In May 1994, elections were won by the UDF, with Bakili Muluzi as the first democratic president of Malawi.

==Political career==

He was one of the founding members of the UDF. After The Muluzi government won the elections, Thomson served as the Minister of Trade and Industry and Minister for Natural Resources and Environmental Affairs. Thomson served UDF for 17 years and stood for parliament in Chikwawa North.

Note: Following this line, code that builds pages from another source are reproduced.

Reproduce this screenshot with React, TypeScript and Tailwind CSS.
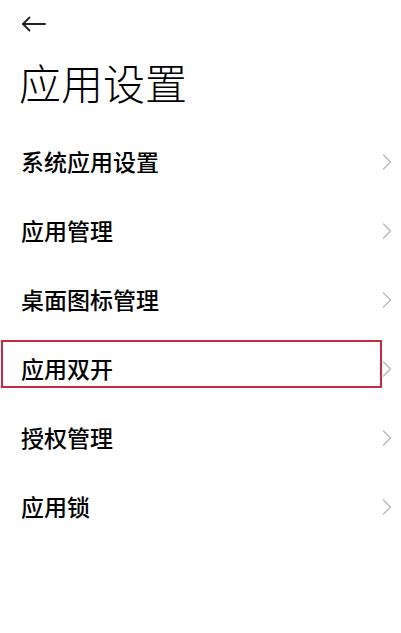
const items = ["系统应用设置", "应用管理", "桌面图标管理", "应用双开", "授权管理", "应用锁"];

const App = () => {
  return (
    <div
      className="w-[401px] h-[633px] bg-white overflow-hidden text-black"
      style={{ fontFamily: '"Noto Sans CJK SC", "Noto Sans", sans-serif' }}
    >
      {/* HEADER */}
      <div className="h-[48px] pl-[21px] flex items-center">
        <svg width="26" height="16" viewBox="0 0 26 16" fill="none" stroke="#222" strokeWidth="1.8" strokeLinecap="round" strokeLinejoin="round">
          <path d="M2 8h22" />
          <path d="M8.5 1.5 2 8l6.5 6.5" />
        </svg>
      </div>
      <h1 className="pl-[19px] mt-[7px] text-[42px] leading-[54px] font-light">应用设置</h1>

      {/* LIST */}
      <div className="mt-[18px]">
        {items.map((label) => (
          <div key={label} className="relative h-[69px] flex items-center justify-between pl-[21px] pr-[9px]">
            <span className="text-[23px] font-medium leading-none">{label}</span>
            <svg width="10" height="16" viewBox="0 0 10 16" fill="none" stroke="#b8b8b8" strokeWidth="1.4" strokeLinecap="round" strokeLinejoin="round">
              <path d="M1.5 1 8.5 8l-7 7" />
            </svg>
            {label === "应用双开" && (
              <div className="absolute left-[1px] top-[6px] w-[381px] h-[48px] border-2 border-[#c72a3c]" />
            )}
          </div>
        ))}
      </div>
    </div>
  );
};

export default App;
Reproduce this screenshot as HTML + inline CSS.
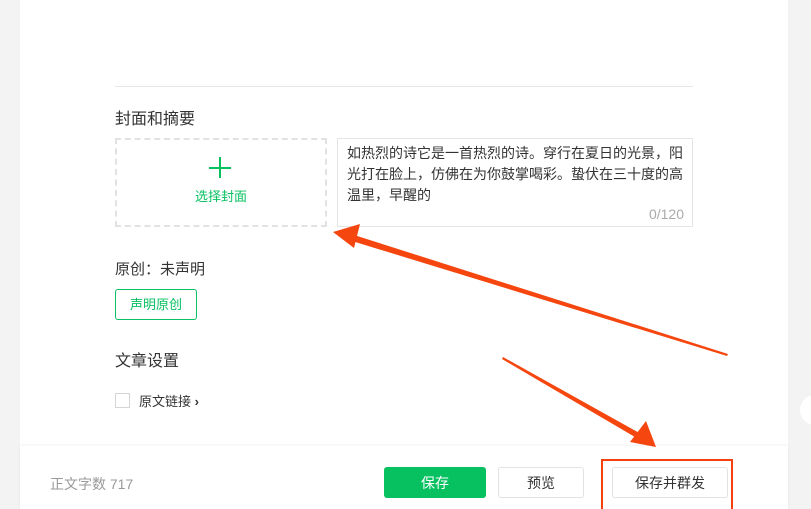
<!DOCTYPE html>
<html><head><meta charset="utf-8"><style>
*{margin:0;padding:0;box-sizing:border-box}
html,body{width:811px;height:509px;overflow:hidden}
body{background:#f3f3f3;position:relative;font-family:"Liberation Sans","Noto Sans CJK SC",sans-serif;color:#333}
.panel{position:absolute;left:20px;top:0;width:768px;height:509px;background:#fff}
.abs{position:absolute;line-height:1.2}
.btn{position:absolute;top:467px;height:31px;border-radius:3px;font-size:14px;display:flex;align-items:center;justify-content:center}
</style></head><body>
<div class="panel"></div>
<div class="abs" style="left:115px;top:86px;width:578px;height:1px;background:#e7e7e7"></div>
<div class="abs" style="left:115px;top:110px;font-size:16px;color:#333">封面和摘要</div>
<div class="abs" style="left:115px;top:138px;width:212px;height:89px;border:2px dashed #e2e2e2"></div>
<div class="abs" style="left:209px;top:167px;width:22px;height:2px;background:#07c160"></div>
<div class="abs" style="left:219px;top:157px;width:2px;height:21px;background:#07c160"></div>
<div class="abs" style="left:115px;top:189px;width:212px;text-align:center;font-size:13px;color:#07c160">选择封面</div>
<div class="abs" style="left:337px;top:138px;width:356px;height:89px;border:1px solid #e5e5e5"></div>
<div class="abs" style="left:347px;top:143px;width:340px;font-size:14px;line-height:21px;color:#333">如热烈的诗它是一首热烈的诗。穿行在夏日的光景，阳光打在脸上，仿佛在为你鼓掌喝彩。蛰伏在三十度的高温里，早醒的</div>
<div class="abs" style="left:630px;top:206px;width:54px;text-align:right;font-size:14px;color:#aaa">0/120</div>
<div class="abs" style="left:115px;top:261px;font-size:15px">原创：未声明</div>
<div class="abs" style="left:115px;top:289px;width:82px;height:31px;border:1px solid #07c160;border-radius:3px;color:#07c160;font-size:13px;display:flex;align-items:center;justify-content:center">声明原创</div>
<div class="abs" style="left:115px;top:352px;font-size:16px">文章设置</div>
<div class="abs" style="left:115px;top:393px;width:15px;height:15px;border:1px solid #d5d5d5"></div>
<div class="abs" style="left:139px;top:394px;font-size:13px">原文链接 <b style="font-size:13px">›</b></div>
<div class="abs" style="left:20px;top:446px;width:768px;height:63px;background:#fff;box-shadow:0 -1px 3px rgba(0,0,0,0.06)"></div>
<div class="abs" style="left:50px;top:476px;font-size:14px;color:#999">正文字数 717</div>
<div class="btn" style="left:384px;width:102px;background:#07c160;color:#fff">保存</div>
<div class="btn" style="left:498px;width:86px;border:1px solid #e2e2e2;color:#333">预览</div>
<div class="btn" style="left:612px;width:116px;border:1px solid #e2e2e2;color:#333">保存并群发</div>
<div class="abs" style="left:601px;top:459px;width:132px;height:54px;border:2px solid #f5400f"></div>
<div class="abs" style="left:800px;top:395px;width:30px;height:30px;border-radius:50%;background:#fff"></div>
<svg class="abs" style="left:0;top:0" width="811" height="509">
<polygon points="728,354 727,356 352,241 354,235" fill="#f5460f"/>
<polygon points="333,232 360,224 354,248" fill="#f5460f"/>
<polygon points="503,357 502,359 640,440 643,435" fill="#f5460f"/>
<polygon points="656,447 630,442 646,421" fill="#f5460f"/>
</svg>
</body></html>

After unanimous verdict by the UDF party's National Executive Committee (NEC) that Thomson take over the chairmanship of the party, Muluzi decided to override the decision. Thomson resigned from UDF in 2004 in protest over the nomination of President Bingu wa Mutharika joining the NDA. By May 2009, he resigned from active politics in Malawi.

==Death==

Thomson died in Johannesburg, South Africa on 6 June 2019.